**What the task requires**
Go through the listing and set it down exactly, leaving out its pictures.

**Supplied data**

○ ○ ○

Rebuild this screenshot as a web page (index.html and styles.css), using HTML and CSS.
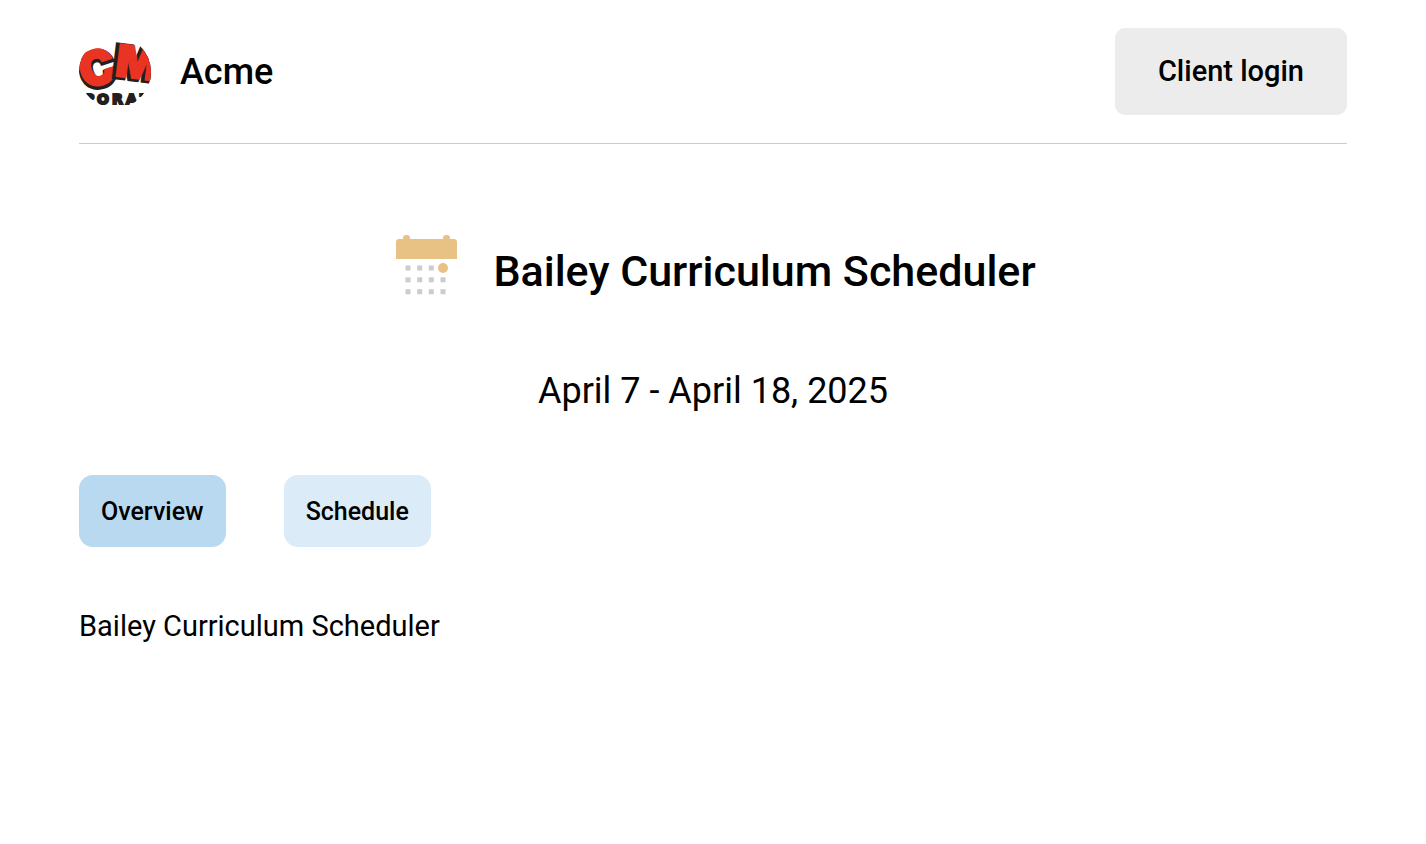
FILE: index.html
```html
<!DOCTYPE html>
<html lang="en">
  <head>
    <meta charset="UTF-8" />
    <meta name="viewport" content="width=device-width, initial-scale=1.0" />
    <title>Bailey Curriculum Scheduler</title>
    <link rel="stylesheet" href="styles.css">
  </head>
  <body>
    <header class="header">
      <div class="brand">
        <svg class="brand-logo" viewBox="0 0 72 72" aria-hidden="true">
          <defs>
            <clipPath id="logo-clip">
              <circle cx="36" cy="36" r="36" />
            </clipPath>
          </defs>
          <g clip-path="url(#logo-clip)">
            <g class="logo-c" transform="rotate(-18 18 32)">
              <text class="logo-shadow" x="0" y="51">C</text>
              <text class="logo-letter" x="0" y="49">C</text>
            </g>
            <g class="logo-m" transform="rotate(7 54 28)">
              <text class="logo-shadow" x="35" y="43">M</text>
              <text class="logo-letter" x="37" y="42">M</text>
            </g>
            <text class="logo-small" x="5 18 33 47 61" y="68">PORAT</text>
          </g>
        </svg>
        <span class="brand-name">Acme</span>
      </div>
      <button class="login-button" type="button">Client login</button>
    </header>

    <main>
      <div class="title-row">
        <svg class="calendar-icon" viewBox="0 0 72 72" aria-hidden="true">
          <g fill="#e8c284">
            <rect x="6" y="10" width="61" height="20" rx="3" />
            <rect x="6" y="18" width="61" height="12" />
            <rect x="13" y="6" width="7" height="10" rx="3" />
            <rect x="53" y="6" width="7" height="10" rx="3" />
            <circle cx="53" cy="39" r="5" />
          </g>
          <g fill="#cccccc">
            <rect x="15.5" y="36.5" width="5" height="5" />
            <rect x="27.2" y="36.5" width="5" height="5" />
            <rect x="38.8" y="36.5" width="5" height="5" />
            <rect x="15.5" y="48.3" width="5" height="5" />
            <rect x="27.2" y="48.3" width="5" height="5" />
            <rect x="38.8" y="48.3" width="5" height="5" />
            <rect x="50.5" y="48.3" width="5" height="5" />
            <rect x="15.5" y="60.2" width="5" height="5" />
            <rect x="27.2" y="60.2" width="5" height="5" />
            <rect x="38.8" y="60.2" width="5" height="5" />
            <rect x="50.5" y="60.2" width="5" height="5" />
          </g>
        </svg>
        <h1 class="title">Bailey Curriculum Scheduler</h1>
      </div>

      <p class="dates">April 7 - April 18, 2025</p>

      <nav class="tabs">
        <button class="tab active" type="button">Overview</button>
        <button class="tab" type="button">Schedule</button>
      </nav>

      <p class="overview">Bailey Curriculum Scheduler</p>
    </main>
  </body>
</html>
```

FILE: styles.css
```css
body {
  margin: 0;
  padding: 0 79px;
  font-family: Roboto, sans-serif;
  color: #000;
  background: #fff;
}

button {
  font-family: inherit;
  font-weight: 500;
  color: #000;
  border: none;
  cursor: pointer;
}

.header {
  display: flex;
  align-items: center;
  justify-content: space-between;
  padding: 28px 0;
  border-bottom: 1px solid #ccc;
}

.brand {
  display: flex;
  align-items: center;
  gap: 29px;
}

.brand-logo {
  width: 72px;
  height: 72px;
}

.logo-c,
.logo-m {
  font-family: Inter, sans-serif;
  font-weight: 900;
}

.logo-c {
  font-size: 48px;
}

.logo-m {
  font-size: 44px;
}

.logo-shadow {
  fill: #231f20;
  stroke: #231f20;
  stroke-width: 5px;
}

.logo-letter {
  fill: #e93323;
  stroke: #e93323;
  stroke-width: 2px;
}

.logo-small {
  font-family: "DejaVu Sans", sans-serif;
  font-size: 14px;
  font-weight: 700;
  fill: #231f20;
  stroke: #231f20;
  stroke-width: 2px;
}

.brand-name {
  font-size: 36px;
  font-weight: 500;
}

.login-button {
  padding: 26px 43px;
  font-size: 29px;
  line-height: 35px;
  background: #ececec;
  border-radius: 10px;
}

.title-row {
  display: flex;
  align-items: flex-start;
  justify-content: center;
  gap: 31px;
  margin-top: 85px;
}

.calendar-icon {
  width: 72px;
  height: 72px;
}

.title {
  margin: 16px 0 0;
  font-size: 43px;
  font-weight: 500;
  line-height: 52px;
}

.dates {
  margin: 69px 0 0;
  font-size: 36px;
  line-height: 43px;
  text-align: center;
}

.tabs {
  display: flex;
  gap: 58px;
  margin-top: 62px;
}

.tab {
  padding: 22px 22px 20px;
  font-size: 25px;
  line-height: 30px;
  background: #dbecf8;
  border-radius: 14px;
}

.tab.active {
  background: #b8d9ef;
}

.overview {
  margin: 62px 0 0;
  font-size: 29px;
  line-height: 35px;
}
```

○ ○ ○

**Exercise response**
Rebuild this screenshot as a web page (index.html and styles.css), using HTML and CSS.
FILE: index.html
```html
<!DOCTYPE html>
<html lang="en">
  <head>
    <meta charset="UTF-8" />
    <meta name="viewport" content="width=device-width, initial-scale=1.0" />
    <title>Bailey Curriculum Scheduler</title>
    <link rel="stylesheet" href="styles.css">
  </head>
  <body>
    <header class="header">
      <div class="brand">
        <svg class="brand-logo" viewBox="0 0 72 72" aria-hidden="true">
          <defs>
            <clipPath id="logo-clip">
              <circle cx="36" cy="36" r="36" />
            </clipPath>
          </defs>
          <g clip-path="url(#logo-clip)">
            <g class="logo-c" transform="rotate(-18 18 32)">
              <text class="logo-shadow" x="0" y="51">C</text>
              <text class="logo-letter" x="0" y="49">C</text>
            </g>
            <g class="logo-m" transform="rotate(7 54 28)">
              <text class="logo-shadow" x="35" y="43">M</text>
              <text class="logo-letter" x="37" y="42">M</text>
            </g>
            <text class="logo-small" x="5 18 33 47 61" y="68">PORAT</text>
          </g>
        </svg>
        <span class="brand-name">Acme</span>
      </div>
      <button class="login-button" type="button">Client login</button>
    </header>

    <main>
      <div class="title-row">
        <svg class="calendar-icon" viewBox="0 0 72 72" aria-hidden="true">
          <g fill="#e8c284">
            <rect x="6" y="10" width="61" height="20" rx="3" />
            <rect x="6" y="18" width="61" height="12" />
            <rect x="13" y="6" width="7" height="10" rx="3" />
            <rect x="53" y="6" width="7" height="10" rx="3" />
            <circle cx="53" cy="39" r="5" />
          </g>
          <g fill="#cccccc">
            <rect x="15.5" y="36.5" width="5" height="5" />
            <rect x="27.2" y="36.5" width="5" height="5" />
            <rect x="38.8" y="36.5" width="5" height="5" />
            <rect x="15.5" y="48.3" width="5" height="5" />
            <rect x="27.2" y="48.3" width="5" height="5" />
            <rect x="38.8" y="48.3" width="5" height="5" />
            <rect x="50.5" y="48.3" width="5" height="5" />
            <rect x="15.5" y="60.2" width="5" height="5" />
            <rect x="27.2" y="60.2" width="5" height="5" />
            <rect x="38.8" y="60.2" width="5" height="5" />
            <rect x="50.5" y="60.2" width="5" height="5" />
          </g>
        </svg>
        <h1 class="title">Bailey Curriculum Scheduler</h1>
      </div>

      <p class="dates">April 7 - April 18, 2025</p>

      <nav class="tabs">
        <button class="tab active" type="button">Overview</button>
        <button class="tab" type="button">Schedule</button>
      </nav>

      <p class="overview">Bailey Curriculum Scheduler</p>
    </main>
  </body>
</html>
```

FILE: styles.css
```css
body {
  margin: 0;
  padding: 0 79px;
  font-family: Roboto, sans-serif;
  color: #000;
  background: #fff;
}

button {
  font-family: inherit;
  font-weight: 500;
  color: #000;
  border: none;
  cursor: pointer;
}

.header {
  display: flex;
  align-items: center;
  justify-content: space-between;
  padding: 28px 0;
  border-bottom: 1px solid #ccc;
}

.brand {
  display: flex;
  align-items: center;
  gap: 29px;
}

.brand-logo {
  width: 72px;
  height: 72px;
}

.logo-c,
.logo-m {
  font-family: Inter, sans-serif;
  font-weight: 900;
}

.logo-c {
  font-size: 48px;
}

.logo-m {
  font-size: 44px;
}

.logo-shadow {
  fill: #231f20;
  stroke: #231f20;
  stroke-width: 5px;
}

.logo-letter {
  fill: #e93323;
  stroke: #e93323;
  stroke-width: 2px;
}

.logo-small {
  font-family: "DejaVu Sans", sans-serif;
  font-size: 14px;
  font-weight: 700;
  fill: #231f20;
  stroke: #231f20;
  stroke-width: 2px;
}

.brand-name {
  font-size: 36px;
  font-weight: 500;
}

.login-button {
  padding: 26px 43px;
  font-size: 29px;
  line-height: 35px;
  background: #ececec;
  border-radius: 10px;
}

.title-row {
  display: flex;
  align-items: flex-start;
  justify-content: center;
  gap: 31px;
  margin-top: 85px;
}

.calendar-icon {
  width: 72px;
  height: 72px;
}

.title {
  margin: 16px 0 0;
  font-size: 43px;
  font-weight: 500;
  line-height: 52px;
}

.dates {
  margin: 69px 0 0;
  font-size: 36px;
  line-height: 43px;
  text-align: center;
}

.tabs {
  display: flex;
  gap: 58px;
  margin-top: 62px;
}

.tab {
  padding: 22px 22px 20px;
  font-size: 25px;
  line-height: 30px;
  background: #dbecf8;
  border-radius: 14px;
}

.tab.active {
  background: #b8d9ef;
}

.overview {
  margin: 62px 0 0;
  font-size: 29px;
  line-height: 35px;
}
```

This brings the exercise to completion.